■ Data provided:
# # # #
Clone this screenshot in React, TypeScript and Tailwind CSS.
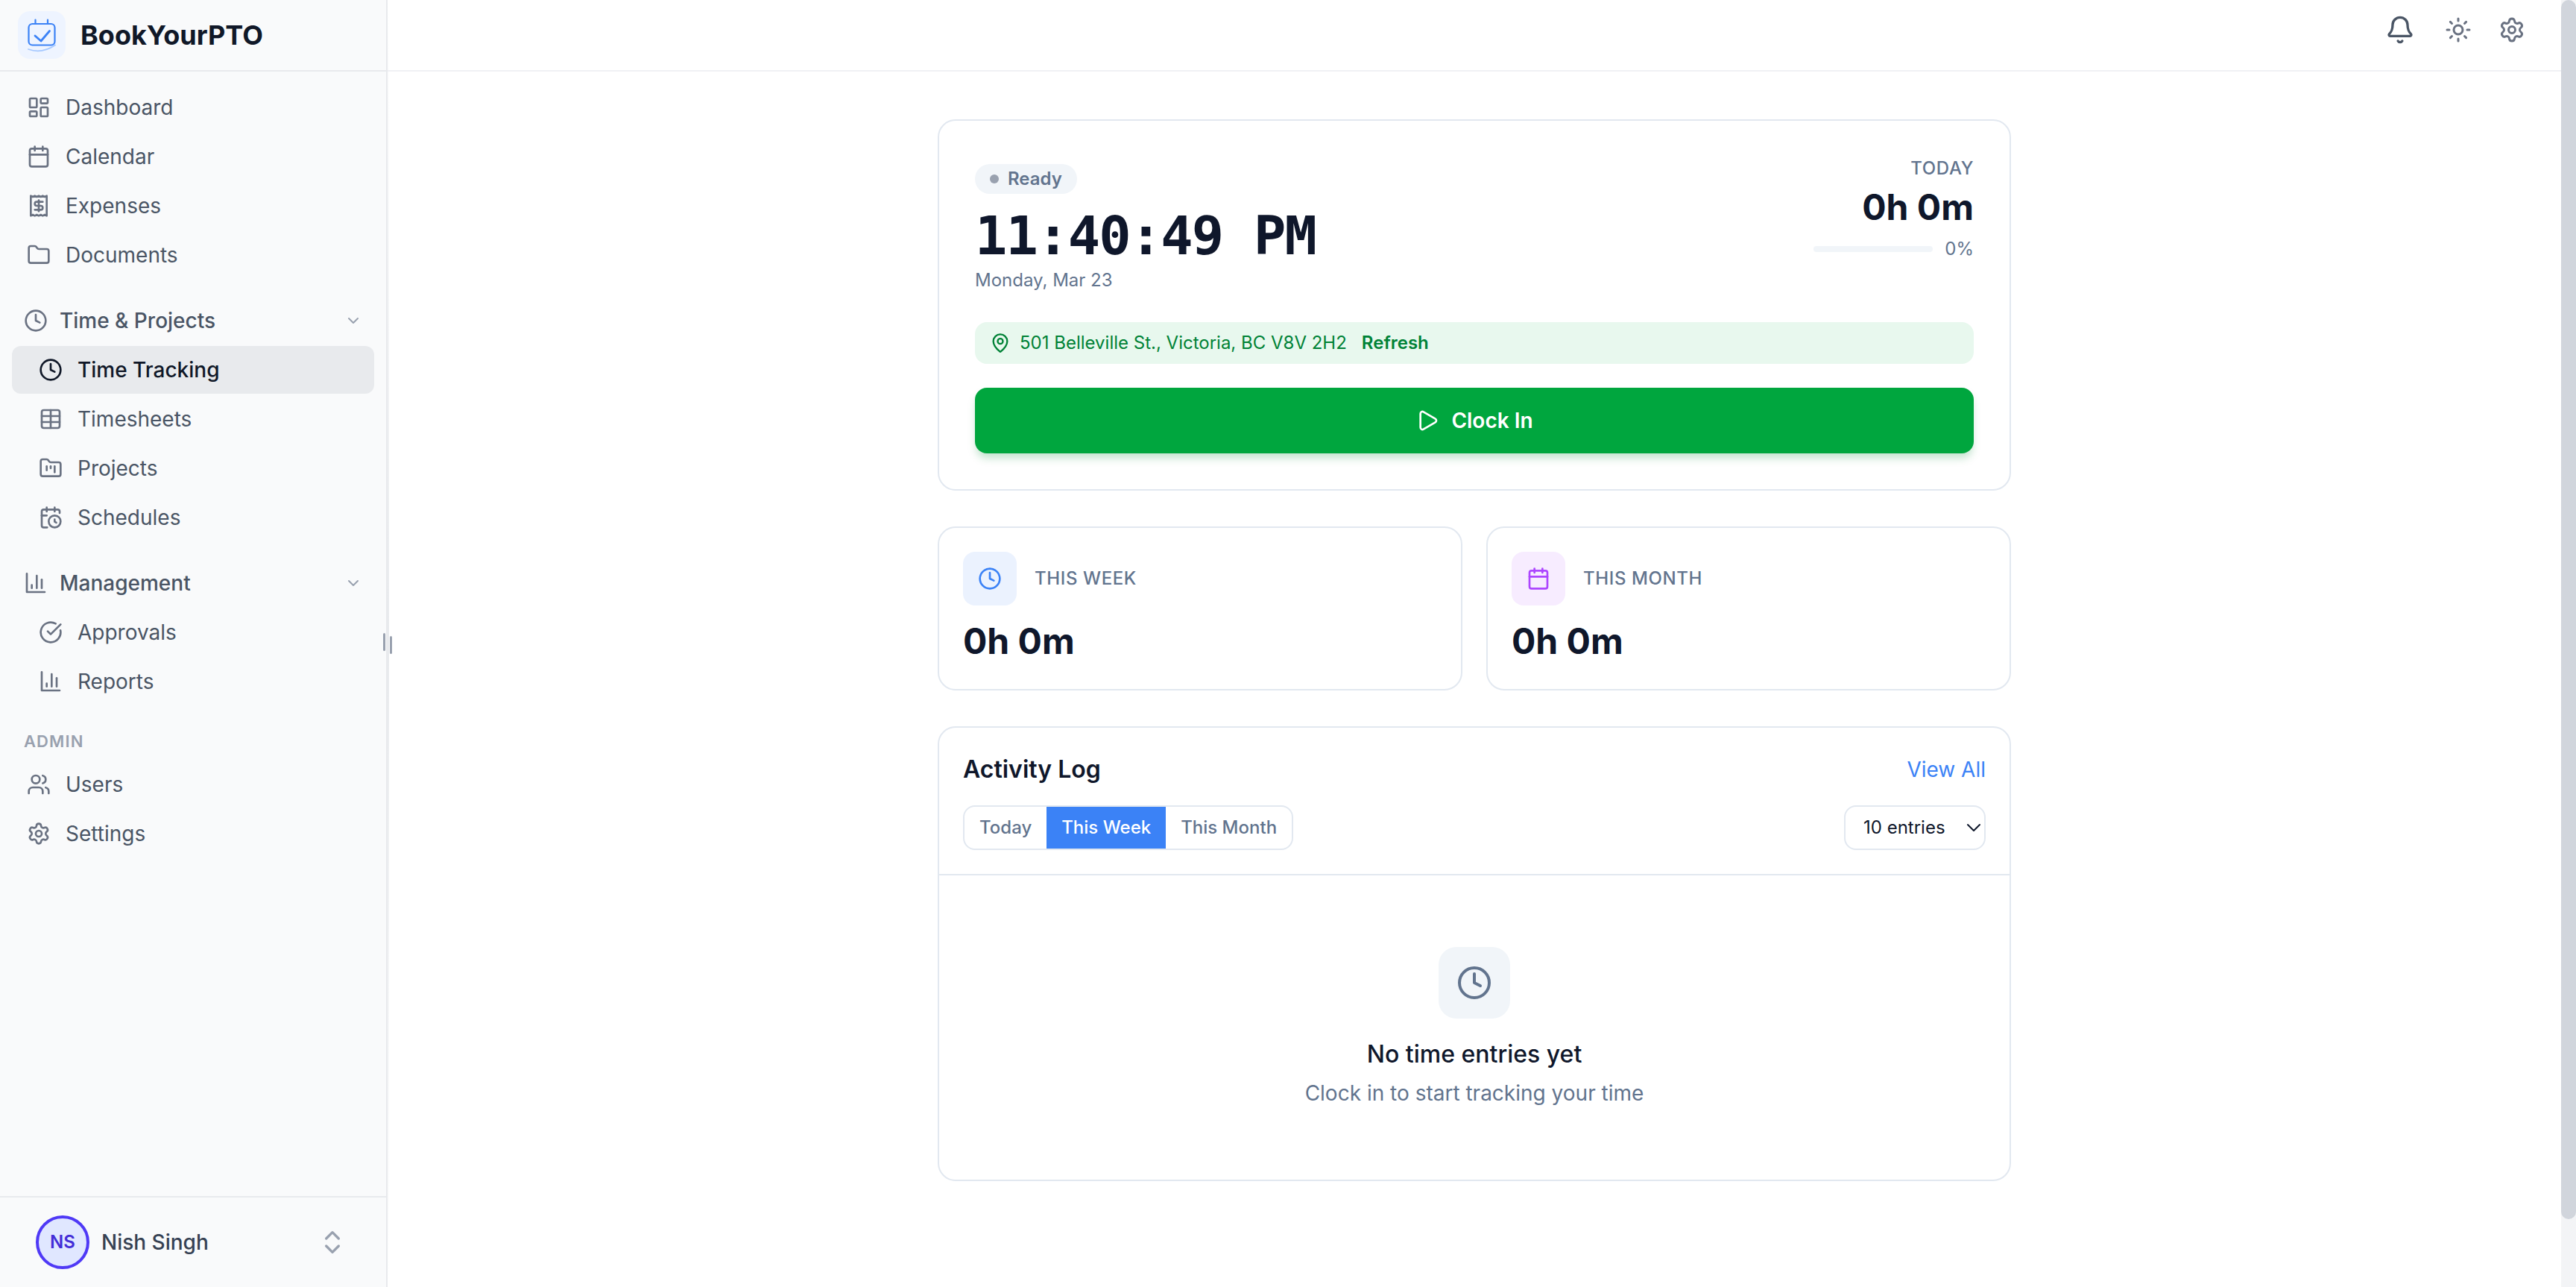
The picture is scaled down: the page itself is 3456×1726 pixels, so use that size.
import React from "react";
import {
  Bell,
  Calendar,
  CalendarClock,
  ChevronDown,
  ChevronsUpDown,
  CircleCheckBig,
  Clock,
  Folder,
  FolderKanban,
  LayoutDashboard,
  MapPin,
  Play,
  Settings,
  Sun,
  Table,
  Users,
} from "lucide-react";

type IconProps = { className?: string; strokeWidth?: number };
type IconType = React.ComponentType<IconProps>;

function BarChartAxes({ className, strokeWidth = 2 }: IconProps) {
  return (
    <svg
      className={className}
      viewBox="0 0 24 24"
      fill="none"
      stroke="currentColor"
      strokeWidth={strokeWidth}
      strokeLinecap="round"
      strokeLinejoin="round"
      aria-hidden="true"
    >
      <path d="M3 2.500v18.500h18" />
      <path d="M8 17v-3" />
      <path d="M13 17V4.500" />
      <path d="M18 17V8.500" />
    </svg>
  );
}

function ReceiptBill({ className, strokeWidth = 2 }: IconProps) {
  return (
    <svg
      className={className}
      viewBox="0 0 24 24"
      fill="none"
      stroke="currentColor"
      strokeWidth={strokeWidth}
      strokeLinecap="round"
      strokeLinejoin="round"
      aria-hidden="true"
    >
      <path d="M4 2v20l2-1 2 1 2-1 2 1 2-1 2 1 2-1 2 1V2l-2 1-2-1-2 1-2-1-2 1-2-1-2 1Z" />
      <path d="M16 8h-6a2 2 0 1 0 0 4h4a2 2 0 1 1 0 4H8" />
      <path d="M12 17.500v-11" />
    </svg>
  );
}

function Logo() {
  return (
    <span className="flex size-16 shrink-0 items-center justify-center rounded-2xl bg-[#eef4ff]">
      <svg className="size-12" viewBox="0 0 48 48" fill="none" strokeLinecap="round" strokeLinejoin="round" aria-hidden="true">
        <rect x="6.5" y="9" width="35" height="28.5" rx="5" stroke="#3b82f6" strokeWidth="2.2" />
        <path d="M15.500 3.500V9M32 3.500V9" stroke="#3b82f6" strokeWidth="2.2" />
        <path d="M15 25l8 7L34.500 18.500" stroke="#3b82f6" strokeWidth="2.8" />
        <path d="M6 43q18 6.500 36-5.500" stroke="#a5c8ff" strokeWidth="1.8" />
      </svg>
    </span>
  );
}

function NavItem({ icon: Icon, label, nested, active }: { icon: IconType; label: string; nested?: boolean; active?: boolean }) {
  return (
    <li>
      <a
        href="#"
        aria-current={active ? "page" : undefined}
        className={`flex h-16 items-center gap-5 rounded-xl pr-5 text-[28px] leading-10 ${nested ? "pl-9" : "pl-5"} ${
          active ? "bg-[#e8eaed] font-medium text-[#101828]" : "text-[#4a5565]"
        }`}
      >
        <Icon className={`size-8 shrink-0 ${active ? "text-[#101828]" : "text-[#6a7282]"}`} strokeWidth={2} />
        {label}
      </a>
    </li>
  );
}

function NavGroup({ icon: Icon, label, children }: { icon: IconType; label: string; children: React.ReactNode }) {
  return (
    <section className="flex flex-col gap-0.5">
      <button type="button" aria-expanded="true" className="flex h-16 w-full items-center gap-4 px-4 text-[28px] leading-10 font-medium text-[#4a5565]">
        <Icon className="size-8 shrink-0 text-[#6a7282]" strokeWidth={2} />
        <span className="flex-1 text-left">{label}</span>
        <ChevronDown className="size-6 text-[#99a1af]" strokeWidth={2} />
      </button>
      <ul className="flex flex-col gap-0.5">{children}</ul>
    </section>
  );
}

function Sidebar() {
  return (
    <aside className="relative flex w-[520px] shrink-0 flex-col border-r-2 border-[#e8eaed] bg-[#f9fafb]">
      <div className="flex h-24 shrink-0 items-center gap-5 border-b-2 border-[#e8eaed] px-6">
        <Logo />
        <span className="text-4xl font-bold text-[#101828]">BookYourPTO</span>
      </div>

      <nav aria-label="Main" className="flex flex-1 flex-col gap-6 px-4 pt-4">
        <ul className="flex flex-col gap-0.5">
          <NavItem icon={LayoutDashboard} label="Dashboard" />
          <NavItem icon={Calendar} label="Calendar" />
          <NavItem icon={ReceiptBill} label="Expenses" />
          <NavItem icon={Folder} label="Documents" />
        </ul>
        <NavGroup icon={Clock} label="Time &amp; Projects">
          <NavItem icon={Clock} label="Time Tracking" nested active />
          <NavItem icon={Table} label="Timesheets" nested />
          <NavItem icon={FolderKanban} label="Projects" nested />
          <NavItem icon={CalendarClock} label="Schedules" nested />
        </NavGroup>
        <NavGroup icon={BarChartAxes} label="Management">
          <NavItem icon={CircleCheckBig} label="Approvals" nested />
          <NavItem icon={BarChartAxes} label="Reports" nested />
        </NavGroup>
        <section className="flex flex-col gap-0.5">
          <h2 className="px-4 py-2 text-[22px] leading-8 font-semibold tracking-wider text-[#99a1af]">ADMIN</h2>
          <ul className="flex flex-col gap-0.5">
            <NavItem icon={Users} label="Users" />
            <NavItem icon={Settings} label="Settings" />
          </ul>
        </section>
      </nav>

      <button type="button" className="flex items-center gap-4 border-t-2 border-[#e8eaed] py-6 pr-[52px] pl-12">
        <span className="flex size-18 items-center justify-center rounded-full border-4 border-[#4f39f6] bg-[#e0e7ff] text-2xl font-semibold text-[#432dd7]">
          NS
        </span>
        <span className="flex-1 text-left text-[28px] leading-10 font-medium text-[#364153]">Nish Singh</span>
        <ChevronsUpDown className="size-10 text-[#99a1af]" strokeWidth={2} />
      </button>

      <div className="absolute inset-y-0 -right-1 w-0.5 bg-linear-to-b from-transparent via-[#e8eaed] to-transparent" />
      <div role="separator" aria-label="Resize sidebar" className="absolute top-1/2 -right-2 z-10 flex -translate-y-1/2 gap-1.5">
        <span className="mb-1 h-6 w-[3px] rounded-full bg-[#99a1af]" />
        <span className="mt-1 h-6 w-[3px] rounded-full bg-[#99a1af]" />
      </div>
    </aside>
  );
}

function TopBar() {
  return (
    <header className="flex h-24 shrink-0 items-start justify-end gap-5 border-b-2 border-[#f0f1f5] px-10 pt-3">
      <button type="button" aria-label="Notifications" className="mr-1 p-2 text-[#4a5565]">
        <Bell className="size-10" strokeWidth={2} />
      </button>
      <button type="button" aria-label="Toggle theme" className="px-2 py-2.5 text-[#6a7282]">
        <Sun className="size-9" strokeWidth={2} />
      </button>
      <button type="button" aria-label="Settings" className="px-2 py-2.5 text-[#6a7282]">
        <Settings className="size-9" strokeWidth={2} />
      </button>
    </header>
  );
}

const card = "rounded-3xl border-2 border-[#e2e8f0] bg-white";

function ClockCard() {
  return (
    <section className={`${card} p-12`}>
      <div className="flex items-start justify-between">
        <div className="flex flex-col items-start pt-2.5">
          <span className="flex h-10 items-center gap-3 rounded-full bg-[#f1f5f9] px-5 text-2xl font-semibold text-[#62748e]">
            <span className="size-3 rounded-full bg-[#99a1af]" />
            Ready
          </span>
          <time className="mt-4 font-['DejaVu_Sans_Mono',monospace] text-7xl leading-20 font-bold tracking-tight text-[#0f172b]">
            11:40:49 PM
          </time>
          <p className="mt-1 text-2xl text-[#62748e]">Monday, Mar 23</p>
        </div>
        <div className="flex flex-col items-end">
          <h2 className="text-2xl font-medium tracking-wide text-[#62748e]">TODAY</h2>
          <p className="mt-1 text-5xl leading-16 font-bold text-[#0f172b]">0h 0m</p>
          <div className="mt-2 flex items-center gap-4">
            <div role="progressbar" aria-label="Hours today" aria-valuenow={0} className="h-2 w-40 rounded-full bg-[#f1f5f9]" />
            <span className="text-2xl text-[#62748e]">0%</span>
          </div>
        </div>
      </div>

      <div className="mt-10 flex h-14 items-center gap-3 rounded-2xl bg-[#e8f8ee] px-5 text-2xl text-[#008236]">
        <MapPin className="size-7" strokeWidth={2} />
        <span>501 Belleville St., Victoria, BC V8V 2H2</span>
        <button type="button" className="ml-2 font-semibold">
          Refresh
        </button>
      </div>

      <button
        type="button"
        className="mt-8 flex h-22 w-full items-center justify-center gap-4 rounded-2xl bg-[#00a63e] text-[28px] leading-10 font-semibold text-white shadow-[0_8px_12px_-2px_rgba(0,140,50,0.25)]"
      >
        <Play className="size-8" strokeWidth={2} />
        Clock In
      </button>
    </section>
  );
}

function StatCard({ icon: Icon, label, tone }: { icon: IconType; label: string; tone: string }) {
  return (
    <section className={`${card} p-8`}>
      <div className="flex items-center gap-6">
        <span className={`flex size-18 items-center justify-center rounded-2xl ${tone}`}>
          <Icon className="size-8" strokeWidth={2} />
        </span>
        <h2 className="text-2xl font-medium tracking-wide text-[#62748e]">{label}</h2>
      </div>
      <p className="mt-4 text-5xl leading-16 font-bold text-[#0f172b]">0h 0m</p>
    </section>
  );
}

function ActivityLog() {
  const ranges = ["Today", "This Week", "This Month"];
  return (
    <section className={card}>
      <div className="border-b-2 border-[#e2e8f0] p-8">
        <div className="flex items-center justify-between">
          <h2 className="text-[32px] leading-12 font-semibold text-[#0f172b]">Activity Log</h2>
          <a href="#" className="text-[28px] leading-10 text-[#3b82f6]">
            View All
          </a>
        </div>
        <div className="mt-6 flex items-center justify-between">
          <div role="group" aria-label="Range" className="flex h-15 overflow-hidden rounded-2xl border-2 border-[#e2e8f0]">
            {ranges.map((range) => (
              <button
                key={range}
                type="button"
                aria-pressed={range === "This Week"}
                className={`px-5 text-2xl font-medium ${range === "This Week" ? "bg-[#3b82f6] text-white" : "text-[#62748e]"}`}
              >
                {range}
              </button>
            ))}
          </div>
          <div className="relative">
            <select
              aria-label="Entries shown"
              className="h-15 w-[190px] appearance-none rounded-2xl border-2 border-[#e2e8f0] bg-white pl-6 text-2xl text-[#0f172b]"
            >
              <option>10 entries</option>
            </select>
            <ChevronDown className="pointer-events-none absolute top-3.5 right-0 size-8 text-[#0f172b]" strokeWidth={1.5} />
          </div>
        </div>
      </div>
      <div className="flex flex-col items-center py-24">
        <span className="flex size-24 items-center justify-center rounded-3xl bg-[#f1f5f9]">
          <Clock className="size-12 text-[#62748e]" strokeWidth={2} />
        </span>
        <h3 className="mt-6 text-[32px] leading-12 font-medium text-[#0f172b]">No time entries yet</h3>
        <p className="mt-2 text-[28px] leading-10 text-[#62748e]">Clock in to start tracking your time</p>
      </div>
    </section>
  );
}

export default function App() {
  return (
    <div className="flex h-screen overflow-hidden bg-white font-['Inter','Liberation_Sans',sans-serif]">
      <Sidebar />
      <div className="flex min-w-0 flex-1 flex-col">
        <TopBar />
        <main className="mx-auto flex w-full max-w-[1440px] flex-col gap-12 pt-16">
          <ClockCard />
          <div className="grid grid-cols-2 gap-8">
            <StatCard icon={Clock} label="THIS WEEK" tone="bg-[#ebf2fe] text-[#3b82f6]" />
            <StatCard icon={Calendar} label="THIS MONTH" tone="bg-[#f7ecff] text-[#ad46ff]" />
          </div>
          <ActivityLog />
        </main>
      </div>
      <div className="w-5 shrink-0 bg-[#f3f4f6]">
        <div className="h-[94.7%] rounded-full bg-[#d1d5dc]" />
      </div>
    </div>
  );
}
# # # #
■ Required work: Begin at the line that has "The picture is", stop after the line that has "type IconType = React.ComponentType<IconProps>;", and repeat exactly those lines, nothing more.

■ Final answer:
The picture is scaled down: the page itself is 3456×1726 pixels, so use that size.
import React from "react";
import {
  Bell,
  Calendar,
  CalendarClock,
  ChevronDown,
  ChevronsUpDown,
  CircleCheckBig,
  Clock,
  Folder,
  FolderKanban,
  LayoutDashboard,
  MapPin,
  Play,
  Settings,
  Sun,
  Table,
  Users,
} from "lucide-react";

type IconProps = { className?: string; strokeWidth?: number };
type IconType = React.ComponentType<IconProps>;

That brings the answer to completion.